INPUT:
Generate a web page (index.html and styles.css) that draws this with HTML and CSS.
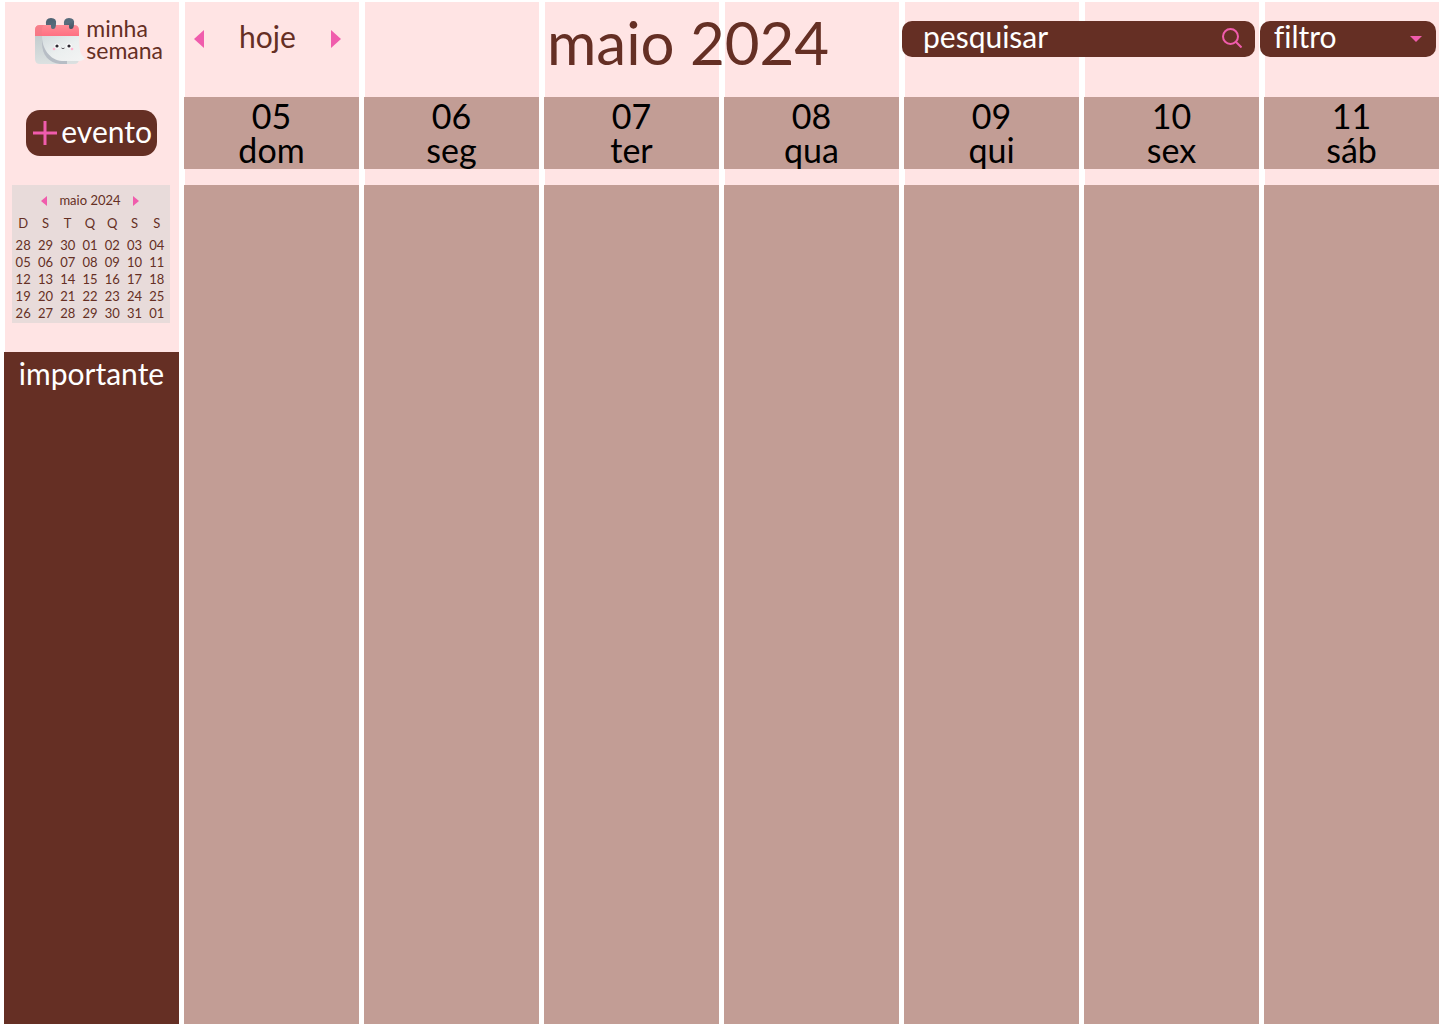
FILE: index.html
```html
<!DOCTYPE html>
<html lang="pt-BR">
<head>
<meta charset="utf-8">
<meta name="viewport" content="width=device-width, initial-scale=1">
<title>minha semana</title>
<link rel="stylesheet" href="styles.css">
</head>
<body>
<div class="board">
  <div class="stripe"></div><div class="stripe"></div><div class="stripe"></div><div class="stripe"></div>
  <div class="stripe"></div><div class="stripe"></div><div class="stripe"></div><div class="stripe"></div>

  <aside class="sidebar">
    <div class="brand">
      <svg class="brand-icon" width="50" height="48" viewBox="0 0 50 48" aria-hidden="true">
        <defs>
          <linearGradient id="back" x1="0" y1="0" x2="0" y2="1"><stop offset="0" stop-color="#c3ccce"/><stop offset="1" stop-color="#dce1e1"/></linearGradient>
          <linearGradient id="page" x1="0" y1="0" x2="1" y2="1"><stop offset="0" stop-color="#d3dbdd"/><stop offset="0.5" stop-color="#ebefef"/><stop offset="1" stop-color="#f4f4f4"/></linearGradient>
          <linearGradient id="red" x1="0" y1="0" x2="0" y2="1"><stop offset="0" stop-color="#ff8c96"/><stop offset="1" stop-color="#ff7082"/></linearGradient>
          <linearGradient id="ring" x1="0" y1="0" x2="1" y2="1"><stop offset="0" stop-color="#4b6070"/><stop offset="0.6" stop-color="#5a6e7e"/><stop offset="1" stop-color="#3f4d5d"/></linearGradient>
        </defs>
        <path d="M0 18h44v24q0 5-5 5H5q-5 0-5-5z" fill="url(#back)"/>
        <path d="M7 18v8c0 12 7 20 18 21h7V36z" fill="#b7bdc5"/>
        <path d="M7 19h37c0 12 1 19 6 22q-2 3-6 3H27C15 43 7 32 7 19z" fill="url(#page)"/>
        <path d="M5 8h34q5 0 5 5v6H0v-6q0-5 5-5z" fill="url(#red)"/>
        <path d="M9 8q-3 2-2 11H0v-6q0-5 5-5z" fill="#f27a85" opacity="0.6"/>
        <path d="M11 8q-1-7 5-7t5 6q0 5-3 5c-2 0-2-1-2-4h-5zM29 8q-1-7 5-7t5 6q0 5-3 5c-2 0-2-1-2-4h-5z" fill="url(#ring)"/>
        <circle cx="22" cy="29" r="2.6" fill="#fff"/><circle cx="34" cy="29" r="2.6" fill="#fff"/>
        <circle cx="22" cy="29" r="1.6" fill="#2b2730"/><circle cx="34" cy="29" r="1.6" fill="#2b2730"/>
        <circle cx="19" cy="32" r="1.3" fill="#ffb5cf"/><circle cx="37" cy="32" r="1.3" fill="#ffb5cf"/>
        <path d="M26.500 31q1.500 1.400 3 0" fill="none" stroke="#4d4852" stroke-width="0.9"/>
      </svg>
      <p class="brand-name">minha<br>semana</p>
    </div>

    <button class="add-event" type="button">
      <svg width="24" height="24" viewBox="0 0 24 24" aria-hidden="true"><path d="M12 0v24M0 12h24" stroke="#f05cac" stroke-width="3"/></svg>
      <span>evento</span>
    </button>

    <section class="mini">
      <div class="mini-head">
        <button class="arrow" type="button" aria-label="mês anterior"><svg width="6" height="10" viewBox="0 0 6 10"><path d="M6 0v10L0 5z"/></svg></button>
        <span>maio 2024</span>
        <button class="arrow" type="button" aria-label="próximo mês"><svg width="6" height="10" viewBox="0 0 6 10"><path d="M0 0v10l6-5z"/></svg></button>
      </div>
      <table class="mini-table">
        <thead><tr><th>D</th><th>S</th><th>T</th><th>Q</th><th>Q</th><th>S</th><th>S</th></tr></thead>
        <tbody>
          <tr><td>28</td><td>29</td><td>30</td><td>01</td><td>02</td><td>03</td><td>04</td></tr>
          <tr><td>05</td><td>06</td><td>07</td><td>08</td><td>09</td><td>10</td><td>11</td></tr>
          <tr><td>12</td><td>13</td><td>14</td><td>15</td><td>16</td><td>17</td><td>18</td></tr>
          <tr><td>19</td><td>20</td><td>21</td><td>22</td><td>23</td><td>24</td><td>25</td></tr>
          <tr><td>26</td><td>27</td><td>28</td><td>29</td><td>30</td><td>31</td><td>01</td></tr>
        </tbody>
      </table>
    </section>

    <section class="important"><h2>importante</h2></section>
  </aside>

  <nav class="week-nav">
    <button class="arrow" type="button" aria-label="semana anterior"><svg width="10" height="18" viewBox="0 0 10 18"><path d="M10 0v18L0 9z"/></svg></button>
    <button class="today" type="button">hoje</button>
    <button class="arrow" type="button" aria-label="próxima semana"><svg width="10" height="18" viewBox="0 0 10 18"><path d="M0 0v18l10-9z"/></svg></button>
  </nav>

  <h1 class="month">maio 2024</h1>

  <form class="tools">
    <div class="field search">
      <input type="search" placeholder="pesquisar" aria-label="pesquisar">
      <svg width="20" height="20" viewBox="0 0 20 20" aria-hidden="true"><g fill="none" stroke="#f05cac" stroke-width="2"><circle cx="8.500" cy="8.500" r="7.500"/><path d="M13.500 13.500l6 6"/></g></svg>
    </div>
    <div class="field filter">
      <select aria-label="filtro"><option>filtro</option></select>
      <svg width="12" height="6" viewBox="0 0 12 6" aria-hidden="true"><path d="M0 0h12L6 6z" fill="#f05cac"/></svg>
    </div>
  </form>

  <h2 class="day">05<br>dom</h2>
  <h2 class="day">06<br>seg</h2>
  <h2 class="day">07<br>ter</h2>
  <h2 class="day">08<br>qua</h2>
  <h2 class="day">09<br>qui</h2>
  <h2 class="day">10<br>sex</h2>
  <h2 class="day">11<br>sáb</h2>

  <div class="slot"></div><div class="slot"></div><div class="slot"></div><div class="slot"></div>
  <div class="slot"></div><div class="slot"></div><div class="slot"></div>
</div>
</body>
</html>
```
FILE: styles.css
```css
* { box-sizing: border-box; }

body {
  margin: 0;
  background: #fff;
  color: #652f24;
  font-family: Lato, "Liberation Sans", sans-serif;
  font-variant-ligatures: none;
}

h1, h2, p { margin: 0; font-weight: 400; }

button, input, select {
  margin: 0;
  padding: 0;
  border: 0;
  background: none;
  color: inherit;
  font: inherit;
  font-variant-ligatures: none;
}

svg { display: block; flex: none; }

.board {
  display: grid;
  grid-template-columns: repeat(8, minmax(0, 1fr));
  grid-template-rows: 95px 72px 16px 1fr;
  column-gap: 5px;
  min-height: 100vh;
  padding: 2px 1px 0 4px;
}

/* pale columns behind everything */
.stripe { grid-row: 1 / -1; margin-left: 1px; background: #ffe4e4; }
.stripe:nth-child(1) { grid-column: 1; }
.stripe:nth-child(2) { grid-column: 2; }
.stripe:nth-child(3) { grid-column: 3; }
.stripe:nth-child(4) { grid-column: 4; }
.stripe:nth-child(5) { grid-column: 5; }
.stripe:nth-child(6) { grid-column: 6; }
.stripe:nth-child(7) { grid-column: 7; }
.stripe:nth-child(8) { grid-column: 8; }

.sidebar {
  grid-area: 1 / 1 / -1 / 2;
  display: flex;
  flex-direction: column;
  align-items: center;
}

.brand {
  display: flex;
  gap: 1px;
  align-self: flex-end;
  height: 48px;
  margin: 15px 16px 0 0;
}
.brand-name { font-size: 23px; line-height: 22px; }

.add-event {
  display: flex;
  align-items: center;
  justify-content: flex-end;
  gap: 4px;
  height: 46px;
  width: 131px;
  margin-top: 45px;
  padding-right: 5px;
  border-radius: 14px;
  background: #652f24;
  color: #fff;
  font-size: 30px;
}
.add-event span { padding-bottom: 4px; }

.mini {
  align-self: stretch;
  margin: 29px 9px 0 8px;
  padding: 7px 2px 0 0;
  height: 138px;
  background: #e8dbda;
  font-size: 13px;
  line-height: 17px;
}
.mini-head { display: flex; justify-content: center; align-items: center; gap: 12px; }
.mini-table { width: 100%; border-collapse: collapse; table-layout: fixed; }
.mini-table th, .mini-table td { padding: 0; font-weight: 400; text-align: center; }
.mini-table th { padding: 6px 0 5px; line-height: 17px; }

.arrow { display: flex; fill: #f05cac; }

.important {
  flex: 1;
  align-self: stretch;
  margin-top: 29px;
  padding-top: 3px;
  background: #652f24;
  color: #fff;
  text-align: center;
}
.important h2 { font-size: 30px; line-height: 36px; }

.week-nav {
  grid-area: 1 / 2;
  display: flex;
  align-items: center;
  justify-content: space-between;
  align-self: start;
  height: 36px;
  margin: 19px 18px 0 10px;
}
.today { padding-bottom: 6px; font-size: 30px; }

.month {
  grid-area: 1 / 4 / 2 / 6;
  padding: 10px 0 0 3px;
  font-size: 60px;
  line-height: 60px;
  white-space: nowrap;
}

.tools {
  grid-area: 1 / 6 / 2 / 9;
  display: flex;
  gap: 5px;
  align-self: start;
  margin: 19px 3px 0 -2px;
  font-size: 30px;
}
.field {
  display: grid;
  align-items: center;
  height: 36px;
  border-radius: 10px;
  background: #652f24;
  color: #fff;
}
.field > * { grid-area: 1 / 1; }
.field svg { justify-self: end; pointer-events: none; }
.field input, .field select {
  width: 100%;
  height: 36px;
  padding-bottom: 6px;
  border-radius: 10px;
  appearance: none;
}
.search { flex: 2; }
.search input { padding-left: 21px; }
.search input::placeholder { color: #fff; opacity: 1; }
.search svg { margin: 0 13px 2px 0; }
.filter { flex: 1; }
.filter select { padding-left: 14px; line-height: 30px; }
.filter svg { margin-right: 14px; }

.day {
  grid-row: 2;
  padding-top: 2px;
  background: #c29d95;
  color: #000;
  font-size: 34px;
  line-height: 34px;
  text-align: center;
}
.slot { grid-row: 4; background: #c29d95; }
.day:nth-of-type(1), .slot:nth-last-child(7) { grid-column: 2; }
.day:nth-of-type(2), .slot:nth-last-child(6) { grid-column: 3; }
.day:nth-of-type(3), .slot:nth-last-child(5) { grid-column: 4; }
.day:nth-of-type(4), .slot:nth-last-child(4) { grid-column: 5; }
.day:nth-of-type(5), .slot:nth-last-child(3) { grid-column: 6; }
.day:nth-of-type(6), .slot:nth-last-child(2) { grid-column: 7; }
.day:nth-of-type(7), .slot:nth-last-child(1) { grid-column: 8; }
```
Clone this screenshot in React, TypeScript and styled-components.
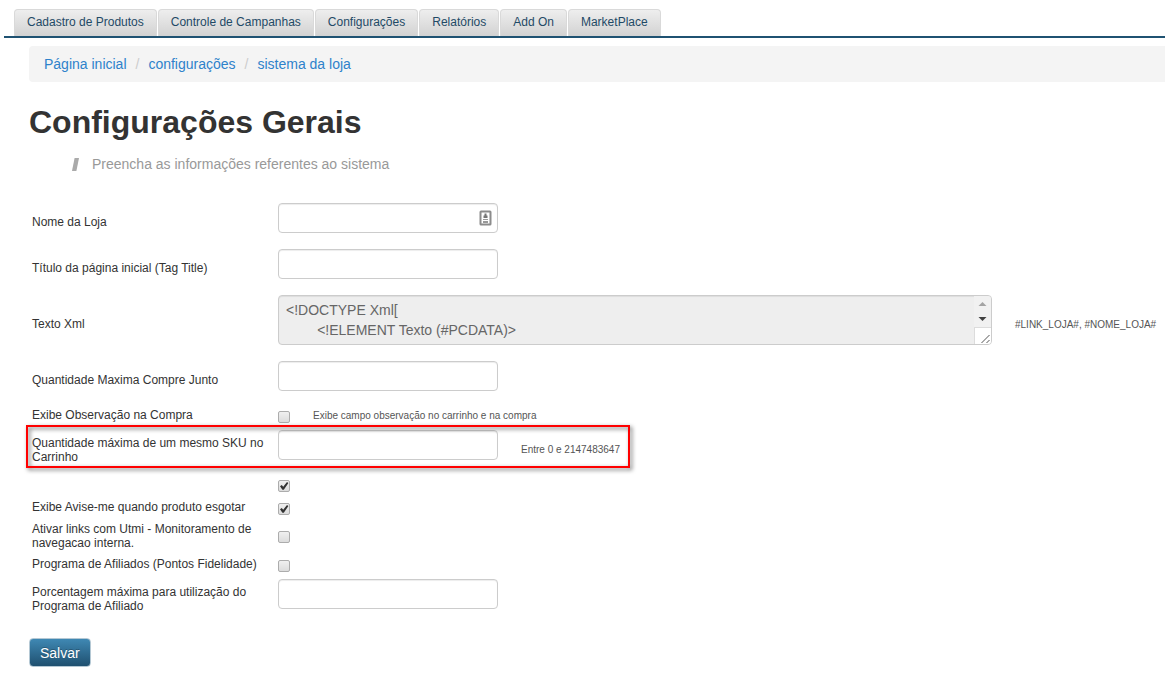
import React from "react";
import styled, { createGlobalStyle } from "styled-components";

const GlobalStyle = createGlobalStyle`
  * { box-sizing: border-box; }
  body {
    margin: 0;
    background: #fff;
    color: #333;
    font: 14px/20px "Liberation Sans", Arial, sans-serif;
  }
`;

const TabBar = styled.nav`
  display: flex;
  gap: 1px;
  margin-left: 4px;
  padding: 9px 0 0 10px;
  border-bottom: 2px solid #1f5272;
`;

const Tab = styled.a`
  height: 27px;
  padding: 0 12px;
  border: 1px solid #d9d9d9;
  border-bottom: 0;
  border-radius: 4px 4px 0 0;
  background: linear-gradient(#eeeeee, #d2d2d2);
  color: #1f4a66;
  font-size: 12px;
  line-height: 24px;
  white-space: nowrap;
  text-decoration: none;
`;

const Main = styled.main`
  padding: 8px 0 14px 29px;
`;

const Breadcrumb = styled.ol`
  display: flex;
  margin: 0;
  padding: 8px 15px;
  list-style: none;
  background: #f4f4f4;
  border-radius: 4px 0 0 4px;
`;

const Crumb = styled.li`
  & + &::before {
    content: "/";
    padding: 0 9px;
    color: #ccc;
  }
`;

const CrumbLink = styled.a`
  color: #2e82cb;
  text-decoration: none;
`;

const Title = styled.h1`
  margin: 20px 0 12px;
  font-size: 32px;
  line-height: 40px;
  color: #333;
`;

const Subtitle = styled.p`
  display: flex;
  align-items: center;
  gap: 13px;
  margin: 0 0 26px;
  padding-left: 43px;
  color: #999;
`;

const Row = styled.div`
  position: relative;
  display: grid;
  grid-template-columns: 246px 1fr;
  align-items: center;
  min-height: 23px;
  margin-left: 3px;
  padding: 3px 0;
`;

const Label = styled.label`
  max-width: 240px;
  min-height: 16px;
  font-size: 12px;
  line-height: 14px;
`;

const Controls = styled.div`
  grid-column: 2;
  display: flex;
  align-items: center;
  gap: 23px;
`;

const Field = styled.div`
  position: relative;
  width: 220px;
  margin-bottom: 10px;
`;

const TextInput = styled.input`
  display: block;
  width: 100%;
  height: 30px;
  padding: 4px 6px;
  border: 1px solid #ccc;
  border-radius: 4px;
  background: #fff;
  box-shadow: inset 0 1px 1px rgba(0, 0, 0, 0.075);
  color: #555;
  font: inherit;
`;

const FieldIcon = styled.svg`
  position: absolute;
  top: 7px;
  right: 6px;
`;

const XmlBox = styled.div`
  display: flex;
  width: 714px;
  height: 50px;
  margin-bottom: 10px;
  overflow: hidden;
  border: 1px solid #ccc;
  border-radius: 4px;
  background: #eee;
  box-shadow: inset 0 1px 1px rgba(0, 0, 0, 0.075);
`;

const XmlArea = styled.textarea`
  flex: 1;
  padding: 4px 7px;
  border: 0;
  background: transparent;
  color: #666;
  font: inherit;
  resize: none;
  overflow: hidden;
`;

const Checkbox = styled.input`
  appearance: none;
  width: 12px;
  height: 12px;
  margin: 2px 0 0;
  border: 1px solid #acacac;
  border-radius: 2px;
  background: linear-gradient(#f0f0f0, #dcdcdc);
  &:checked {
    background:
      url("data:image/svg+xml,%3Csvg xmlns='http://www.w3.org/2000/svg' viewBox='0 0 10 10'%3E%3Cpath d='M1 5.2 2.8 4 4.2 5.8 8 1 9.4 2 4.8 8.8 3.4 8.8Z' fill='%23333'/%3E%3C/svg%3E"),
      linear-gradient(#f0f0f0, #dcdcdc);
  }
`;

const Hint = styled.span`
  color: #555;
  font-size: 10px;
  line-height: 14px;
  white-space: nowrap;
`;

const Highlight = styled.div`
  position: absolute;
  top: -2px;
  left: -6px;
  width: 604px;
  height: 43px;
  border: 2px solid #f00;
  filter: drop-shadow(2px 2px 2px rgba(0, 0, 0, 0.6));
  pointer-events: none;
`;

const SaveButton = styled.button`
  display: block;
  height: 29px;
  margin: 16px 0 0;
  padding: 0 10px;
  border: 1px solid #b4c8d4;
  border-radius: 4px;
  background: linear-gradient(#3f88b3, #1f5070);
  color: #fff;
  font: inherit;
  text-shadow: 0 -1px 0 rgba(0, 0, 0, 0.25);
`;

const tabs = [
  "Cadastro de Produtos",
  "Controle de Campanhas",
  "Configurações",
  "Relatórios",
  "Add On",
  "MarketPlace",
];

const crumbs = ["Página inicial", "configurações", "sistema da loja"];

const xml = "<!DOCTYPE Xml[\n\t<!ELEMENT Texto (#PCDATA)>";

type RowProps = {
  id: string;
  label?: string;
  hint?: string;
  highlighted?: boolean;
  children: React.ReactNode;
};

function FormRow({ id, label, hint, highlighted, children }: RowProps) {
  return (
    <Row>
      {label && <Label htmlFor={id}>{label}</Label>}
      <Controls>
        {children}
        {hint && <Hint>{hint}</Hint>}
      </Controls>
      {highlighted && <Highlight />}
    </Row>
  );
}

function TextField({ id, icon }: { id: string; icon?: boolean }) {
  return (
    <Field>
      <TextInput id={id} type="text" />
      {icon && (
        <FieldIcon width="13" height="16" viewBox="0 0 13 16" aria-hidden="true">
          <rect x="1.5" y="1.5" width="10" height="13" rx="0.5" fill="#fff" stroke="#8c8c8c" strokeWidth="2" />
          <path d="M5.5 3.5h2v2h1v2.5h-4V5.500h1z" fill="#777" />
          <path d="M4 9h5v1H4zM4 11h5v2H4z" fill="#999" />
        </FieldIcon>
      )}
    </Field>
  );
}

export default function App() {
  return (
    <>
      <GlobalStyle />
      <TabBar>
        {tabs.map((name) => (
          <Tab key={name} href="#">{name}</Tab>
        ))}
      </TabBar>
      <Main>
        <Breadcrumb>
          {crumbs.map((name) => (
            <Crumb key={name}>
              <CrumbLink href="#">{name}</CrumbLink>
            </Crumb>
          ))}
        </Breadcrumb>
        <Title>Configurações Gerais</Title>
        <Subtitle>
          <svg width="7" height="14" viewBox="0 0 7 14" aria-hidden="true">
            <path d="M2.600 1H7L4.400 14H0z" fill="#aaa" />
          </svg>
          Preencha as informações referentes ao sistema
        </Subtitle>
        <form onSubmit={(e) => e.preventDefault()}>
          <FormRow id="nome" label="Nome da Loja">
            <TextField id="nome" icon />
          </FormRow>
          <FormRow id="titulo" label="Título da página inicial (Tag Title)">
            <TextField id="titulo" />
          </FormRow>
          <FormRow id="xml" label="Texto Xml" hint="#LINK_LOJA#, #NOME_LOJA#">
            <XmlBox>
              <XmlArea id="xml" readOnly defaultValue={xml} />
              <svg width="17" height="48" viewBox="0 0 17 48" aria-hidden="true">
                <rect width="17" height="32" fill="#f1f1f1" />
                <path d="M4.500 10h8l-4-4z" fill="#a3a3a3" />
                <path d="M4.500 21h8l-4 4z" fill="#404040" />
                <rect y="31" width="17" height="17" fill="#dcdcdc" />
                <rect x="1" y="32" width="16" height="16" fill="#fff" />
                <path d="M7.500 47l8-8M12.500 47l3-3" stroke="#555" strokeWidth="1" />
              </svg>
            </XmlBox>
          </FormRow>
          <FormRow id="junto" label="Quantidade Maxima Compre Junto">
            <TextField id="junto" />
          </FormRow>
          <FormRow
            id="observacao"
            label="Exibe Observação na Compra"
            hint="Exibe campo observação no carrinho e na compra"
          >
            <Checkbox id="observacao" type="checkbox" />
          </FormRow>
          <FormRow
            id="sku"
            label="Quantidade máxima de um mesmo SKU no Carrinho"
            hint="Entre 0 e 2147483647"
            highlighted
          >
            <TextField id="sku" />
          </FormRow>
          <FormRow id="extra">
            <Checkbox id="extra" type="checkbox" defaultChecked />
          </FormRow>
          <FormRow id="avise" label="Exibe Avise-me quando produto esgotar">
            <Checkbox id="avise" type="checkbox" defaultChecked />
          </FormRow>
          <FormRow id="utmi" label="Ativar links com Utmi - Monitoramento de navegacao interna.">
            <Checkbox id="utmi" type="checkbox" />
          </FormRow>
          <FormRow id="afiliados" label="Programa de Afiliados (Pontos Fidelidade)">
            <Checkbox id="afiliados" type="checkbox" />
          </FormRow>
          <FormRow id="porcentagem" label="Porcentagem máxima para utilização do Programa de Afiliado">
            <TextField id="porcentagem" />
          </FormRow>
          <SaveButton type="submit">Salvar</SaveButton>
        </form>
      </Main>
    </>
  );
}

THE EXERCISE: Go through the material and select each line with the string "index" in it.

FULL ANSWER:
Generate a web page (index.html and styles.css) that draws this with HTML and CSS.
FILE: index.html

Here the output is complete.